# To do:
Repeat every line below exactly as it reads.
--------------------
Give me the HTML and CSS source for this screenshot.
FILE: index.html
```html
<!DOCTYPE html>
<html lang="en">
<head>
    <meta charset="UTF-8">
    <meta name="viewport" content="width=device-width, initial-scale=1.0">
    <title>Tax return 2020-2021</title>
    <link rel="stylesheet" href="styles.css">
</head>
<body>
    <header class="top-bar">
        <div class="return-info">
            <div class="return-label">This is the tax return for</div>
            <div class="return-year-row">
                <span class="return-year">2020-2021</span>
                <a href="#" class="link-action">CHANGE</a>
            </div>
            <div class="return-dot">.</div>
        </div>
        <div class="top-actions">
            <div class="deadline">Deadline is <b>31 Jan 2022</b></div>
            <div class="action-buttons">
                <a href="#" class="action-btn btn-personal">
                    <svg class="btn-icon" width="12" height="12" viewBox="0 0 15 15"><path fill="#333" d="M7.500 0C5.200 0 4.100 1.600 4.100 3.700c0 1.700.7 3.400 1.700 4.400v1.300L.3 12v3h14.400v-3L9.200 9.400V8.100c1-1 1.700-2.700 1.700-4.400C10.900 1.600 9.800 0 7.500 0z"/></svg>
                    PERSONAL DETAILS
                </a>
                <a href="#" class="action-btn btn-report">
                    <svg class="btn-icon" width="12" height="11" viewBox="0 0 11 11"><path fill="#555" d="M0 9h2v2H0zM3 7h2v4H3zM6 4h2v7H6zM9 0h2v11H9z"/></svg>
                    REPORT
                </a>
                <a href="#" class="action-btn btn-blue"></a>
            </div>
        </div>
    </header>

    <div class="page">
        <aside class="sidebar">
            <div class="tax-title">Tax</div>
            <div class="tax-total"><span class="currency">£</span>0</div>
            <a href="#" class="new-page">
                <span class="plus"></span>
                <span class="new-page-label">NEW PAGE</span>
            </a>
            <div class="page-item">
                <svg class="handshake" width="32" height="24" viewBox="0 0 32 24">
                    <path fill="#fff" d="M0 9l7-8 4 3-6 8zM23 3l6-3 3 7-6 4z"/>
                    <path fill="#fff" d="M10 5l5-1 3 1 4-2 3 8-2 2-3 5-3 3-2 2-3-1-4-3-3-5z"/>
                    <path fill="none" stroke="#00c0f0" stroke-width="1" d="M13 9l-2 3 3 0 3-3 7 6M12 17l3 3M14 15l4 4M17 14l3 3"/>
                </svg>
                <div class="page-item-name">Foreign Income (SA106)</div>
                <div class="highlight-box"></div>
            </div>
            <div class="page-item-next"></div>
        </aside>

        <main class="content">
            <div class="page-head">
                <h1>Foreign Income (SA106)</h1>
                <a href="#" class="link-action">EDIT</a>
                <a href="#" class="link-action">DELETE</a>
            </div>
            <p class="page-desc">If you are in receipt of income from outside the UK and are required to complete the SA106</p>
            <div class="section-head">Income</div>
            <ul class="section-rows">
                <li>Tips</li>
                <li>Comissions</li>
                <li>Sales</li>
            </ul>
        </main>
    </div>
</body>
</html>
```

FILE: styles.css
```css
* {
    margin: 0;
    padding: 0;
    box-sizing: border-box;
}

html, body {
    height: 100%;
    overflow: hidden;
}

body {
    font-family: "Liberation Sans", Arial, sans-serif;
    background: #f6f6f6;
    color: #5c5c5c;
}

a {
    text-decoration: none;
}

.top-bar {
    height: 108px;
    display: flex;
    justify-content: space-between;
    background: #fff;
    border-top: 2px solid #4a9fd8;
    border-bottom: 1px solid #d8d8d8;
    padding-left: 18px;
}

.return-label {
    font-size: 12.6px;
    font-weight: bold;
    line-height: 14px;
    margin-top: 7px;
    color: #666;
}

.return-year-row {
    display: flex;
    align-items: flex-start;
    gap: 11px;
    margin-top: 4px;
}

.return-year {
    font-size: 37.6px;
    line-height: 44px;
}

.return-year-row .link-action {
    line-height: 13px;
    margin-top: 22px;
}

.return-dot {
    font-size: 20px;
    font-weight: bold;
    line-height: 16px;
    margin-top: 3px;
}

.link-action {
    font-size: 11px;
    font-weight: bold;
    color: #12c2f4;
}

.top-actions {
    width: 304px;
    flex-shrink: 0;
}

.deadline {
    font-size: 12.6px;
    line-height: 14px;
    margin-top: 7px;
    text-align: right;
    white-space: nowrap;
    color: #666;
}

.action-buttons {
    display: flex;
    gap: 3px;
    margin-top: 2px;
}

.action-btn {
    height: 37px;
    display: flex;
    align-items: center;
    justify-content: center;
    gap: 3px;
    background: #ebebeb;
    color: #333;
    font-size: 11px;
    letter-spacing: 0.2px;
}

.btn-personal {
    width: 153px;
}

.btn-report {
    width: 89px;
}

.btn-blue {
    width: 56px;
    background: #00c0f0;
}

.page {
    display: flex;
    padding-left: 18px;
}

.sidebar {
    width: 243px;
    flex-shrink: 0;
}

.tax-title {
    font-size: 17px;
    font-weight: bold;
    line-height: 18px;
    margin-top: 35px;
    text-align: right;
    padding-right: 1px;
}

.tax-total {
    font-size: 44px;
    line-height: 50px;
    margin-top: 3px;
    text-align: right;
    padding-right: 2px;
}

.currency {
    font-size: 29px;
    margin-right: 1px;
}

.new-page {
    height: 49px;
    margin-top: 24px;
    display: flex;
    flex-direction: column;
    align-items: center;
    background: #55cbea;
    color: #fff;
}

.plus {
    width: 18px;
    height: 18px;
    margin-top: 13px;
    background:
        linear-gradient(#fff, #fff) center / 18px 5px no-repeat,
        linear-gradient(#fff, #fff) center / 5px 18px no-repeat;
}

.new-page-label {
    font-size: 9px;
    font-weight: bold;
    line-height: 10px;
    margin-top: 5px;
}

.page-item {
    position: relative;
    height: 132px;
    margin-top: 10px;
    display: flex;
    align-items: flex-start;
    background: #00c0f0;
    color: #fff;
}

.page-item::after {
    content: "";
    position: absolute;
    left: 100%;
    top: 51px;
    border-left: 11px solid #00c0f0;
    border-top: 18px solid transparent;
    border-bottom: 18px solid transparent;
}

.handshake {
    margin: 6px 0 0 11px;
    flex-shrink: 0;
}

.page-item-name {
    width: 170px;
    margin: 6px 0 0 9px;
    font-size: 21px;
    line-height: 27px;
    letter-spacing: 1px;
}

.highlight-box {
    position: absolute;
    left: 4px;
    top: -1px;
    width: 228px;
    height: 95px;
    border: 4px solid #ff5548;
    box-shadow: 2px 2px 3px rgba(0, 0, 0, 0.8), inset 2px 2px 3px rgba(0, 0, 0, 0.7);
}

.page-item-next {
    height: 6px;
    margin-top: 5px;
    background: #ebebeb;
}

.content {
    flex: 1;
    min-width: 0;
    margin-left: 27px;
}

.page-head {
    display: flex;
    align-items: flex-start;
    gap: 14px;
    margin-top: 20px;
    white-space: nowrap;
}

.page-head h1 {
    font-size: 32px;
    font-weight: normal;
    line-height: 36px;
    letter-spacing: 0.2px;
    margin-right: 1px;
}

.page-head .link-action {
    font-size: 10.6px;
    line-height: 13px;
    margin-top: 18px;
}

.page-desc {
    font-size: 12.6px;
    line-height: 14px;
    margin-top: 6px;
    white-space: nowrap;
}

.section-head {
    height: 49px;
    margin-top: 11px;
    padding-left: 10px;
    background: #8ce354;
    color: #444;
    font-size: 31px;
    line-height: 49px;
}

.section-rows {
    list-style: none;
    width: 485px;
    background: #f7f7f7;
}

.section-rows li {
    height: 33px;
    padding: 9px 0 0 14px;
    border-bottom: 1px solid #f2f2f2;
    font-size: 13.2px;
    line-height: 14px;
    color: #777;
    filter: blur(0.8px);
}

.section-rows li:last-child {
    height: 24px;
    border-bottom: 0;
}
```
--------------------
# Final answer:
Give me the HTML and CSS source for this screenshot.
FILE: index.html
```html
<!DOCTYPE html>
<html lang="en">
<head>
    <meta charset="UTF-8">
    <meta name="viewport" content="width=device-width, initial-scale=1.0">
    <title>Tax return 2020-2021</title>
    <link rel="stylesheet" href="styles.css">
</head>
<body>
    <header class="top-bar">
        <div class="return-info">
            <div class="return-label">This is the tax return for</div>
            <div class="return-year-row">
                <span class="return-year">2020-2021</span>
                <a href="#" class="link-action">CHANGE</a>
            </div>
            <div class="return-dot">.</div>
        </div>
        <div class="top-actions">
            <div class="deadline">Deadline is <b>31 Jan 2022</b></div>
            <div class="action-buttons">
                <a href="#" class="action-btn btn-personal">
                    <svg class="btn-icon" width="12" height="12" viewBox="0 0 15 15"><path fill="#333" d="M7.500 0C5.200 0 4.100 1.600 4.100 3.700c0 1.700.7 3.400 1.700 4.400v1.300L.3 12v3h14.400v-3L9.200 9.400V8.100c1-1 1.700-2.700 1.700-4.400C10.900 1.600 9.800 0 7.500 0z"/></svg>
                    PERSONAL DETAILS
                </a>
                <a href="#" class="action-btn btn-report">
                    <svg class="btn-icon" width="12" height="11" viewBox="0 0 11 11"><path fill="#555" d="M0 9h2v2H0zM3 7h2v4H3zM6 4h2v7H6zM9 0h2v11H9z"/></svg>
                    REPORT
                </a>
                <a href="#" class="action-btn btn-blue"></a>
            </div>
        </div>
    </header>

    <div class="page">
        <aside class="sidebar">
            <div class="tax-title">Tax</div>
            <div class="tax-total"><span class="currency">£</span>0</div>
            <a href="#" class="new-page">
                <span class="plus"></span>
                <span class="new-page-label">NEW PAGE</span>
            </a>
            <div class="page-item">
                <svg class="handshake" width="32" height="24" viewBox="0 0 32 24">
                    <path fill="#fff" d="M0 9l7-8 4 3-6 8zM23 3l6-3 3 7-6 4z"/>
                    <path fill="#fff" d="M10 5l5-1 3 1 4-2 3 8-2 2-3 5-3 3-2 2-3-1-4-3-3-5z"/>
                    <path fill="none" stroke="#00c0f0" stroke-width="1" d="M13 9l-2 3 3 0 3-3 7 6M12 17l3 3M14 15l4 4M17 14l3 3"/>
                </svg>
                <div class="page-item-name">Foreign Income (SA106)</div>
                <div class="highlight-box"></div>
            </div>
            <div class="page-item-next"></div>
        </aside>

        <main class="content">
            <div class="page-head">
                <h1>Foreign Income (SA106)</h1>
                <a href="#" class="link-action">EDIT</a>
                <a href="#" class="link-action">DELETE</a>
            </div>
            <p class="page-desc">If you are in receipt of income from outside the UK and are required to complete the SA106</p>
            <div class="section-head">Income</div>
            <ul class="section-rows">
                <li>Tips</li>
                <li>Comissions</li>
                <li>Sales</li>
            </ul>
        </main>
    </div>
</body>
</html>
```

FILE: styles.css
```css
* {
    margin: 0;
    padding: 0;
    box-sizing: border-box;
}

html, body {
    height: 100%;
    overflow: hidden;
}

body {
    font-family: "Liberation Sans", Arial, sans-serif;
    background: #f6f6f6;
    color: #5c5c5c;
}

a {
    text-decoration: none;
}

.top-bar {
    height: 108px;
    display: flex;
    justify-content: space-between;
    background: #fff;
    border-top: 2px solid #4a9fd8;
    border-bottom: 1px solid #d8d8d8;
    padding-left: 18px;
}

.return-label {
    font-size: 12.6px;
    font-weight: bold;
    line-height: 14px;
    margin-top: 7px;
    color: #666;
}

.return-year-row {
    display: flex;
    align-items: flex-start;
    gap: 11px;
    margin-top: 4px;
}

.return-year {
    font-size: 37.6px;
    line-height: 44px;
}

.return-year-row .link-action {
    line-height: 13px;
    margin-top: 22px;
}

.return-dot {
    font-size: 20px;
    font-weight: bold;
    line-height: 16px;
    margin-top: 3px;
}

.link-action {
    font-size: 11px;
    font-weight: bold;
    color: #12c2f4;
}

.top-actions {
    width: 304px;
    flex-shrink: 0;
}

.deadline {
    font-size: 12.6px;
    line-height: 14px;
    margin-top: 7px;
    text-align: right;
    white-space: nowrap;
    color: #666;
}

.action-buttons {
    display: flex;
    gap: 3px;
    margin-top: 2px;
}

.action-btn {
    height: 37px;
    display: flex;
    align-items: center;
    justify-content: center;
    gap: 3px;
    background: #ebebeb;
    color: #333;
    font-size: 11px;
    letter-spacing: 0.2px;
}

.btn-personal {
    width: 153px;
}

.btn-report {
    width: 89px;
}

.btn-blue {
    width: 56px;
    background: #00c0f0;
}

.page {
    display: flex;
    padding-left: 18px;
}

.sidebar {
    width: 243px;
    flex-shrink: 0;
}

.tax-title {
    font-size: 17px;
    font-weight: bold;
    line-height: 18px;
    margin-top: 35px;
    text-align: right;
    padding-right: 1px;
}

.tax-total {
    font-size: 44px;
    line-height: 50px;
    margin-top: 3px;
    text-align: right;
    padding-right: 2px;
}

.currency {
    font-size: 29px;
    margin-right: 1px;
}

.new-page {
    height: 49px;
    margin-top: 24px;
    display: flex;
    flex-direction: column;
    align-items: center;
    background: #55cbea;
    color: #fff;
}

.plus {
    width: 18px;
    height: 18px;
    margin-top: 13px;
    background:
        linear-gradient(#fff, #fff) center / 18px 5px no-repeat,
        linear-gradient(#fff, #fff) center / 5px 18px no-repeat;
}

.new-page-label {
    font-size: 9px;
    font-weight: bold;
    line-height: 10px;
    margin-top: 5px;
}

.page-item {
    position: relative;
    height: 132px;
    margin-top: 10px;
    display: flex;
    align-items: flex-start;
    background: #00c0f0;
    color: #fff;
}

.page-item::after {
    content: "";
    position: absolute;
    left: 100%;
    top: 51px;
    border-left: 11px solid #00c0f0;
    border-top: 18px solid transparent;
    border-bottom: 18px solid transparent;
}

.handshake {
    margin: 6px 0 0 11px;
    flex-shrink: 0;
}

.page-item-name {
    width: 170px;
    margin: 6px 0 0 9px;
    font-size: 21px;
    line-height: 27px;
    letter-spacing: 1px;
}

.highlight-box {
    position: absolute;
    left: 4px;
    top: -1px;
    width: 228px;
    height: 95px;
    border: 4px solid #ff5548;
    box-shadow: 2px 2px 3px rgba(0, 0, 0, 0.8), inset 2px 2px 3px rgba(0, 0, 0, 0.7);
}

.page-item-next {
    height: 6px;
    margin-top: 5px;
    background: #ebebeb;
}

.content {
    flex: 1;
    min-width: 0;
    margin-left: 27px;
}

.page-head {
    display: flex;
    align-items: flex-start;
    gap: 14px;
    margin-top: 20px;
    white-space: nowrap;
}

.page-head h1 {
    font-size: 32px;
    font-weight: normal;
    line-height: 36px;
    letter-spacing: 0.2px;
    margin-right: 1px;
}

.page-head .link-action {
    font-size: 10.6px;
    line-height: 13px;
    margin-top: 18px;
}

.page-desc {
    font-size: 12.6px;
    line-height: 14px;
    margin-top: 6px;
    white-space: nowrap;
}

.section-head {
    height: 49px;
    margin-top: 11px;
    padding-left: 10px;
    background: #8ce354;
    color: #444;
    font-size: 31px;
    line-height: 49px;
}

.section-rows {
    list-style: none;
    width: 485px;
    background: #f7f7f7;
}

.section-rows li {
    height: 33px;
    padding: 9px 0 0 14px;
    border-bottom: 1px solid #f2f2f2;
    font-size: 13.2px;
    line-height: 14px;
    color: #777;
    filter: blur(0.8px);
}

.section-rows li:last-child {
    height: 24px;
    border-bottom: 0;
}
```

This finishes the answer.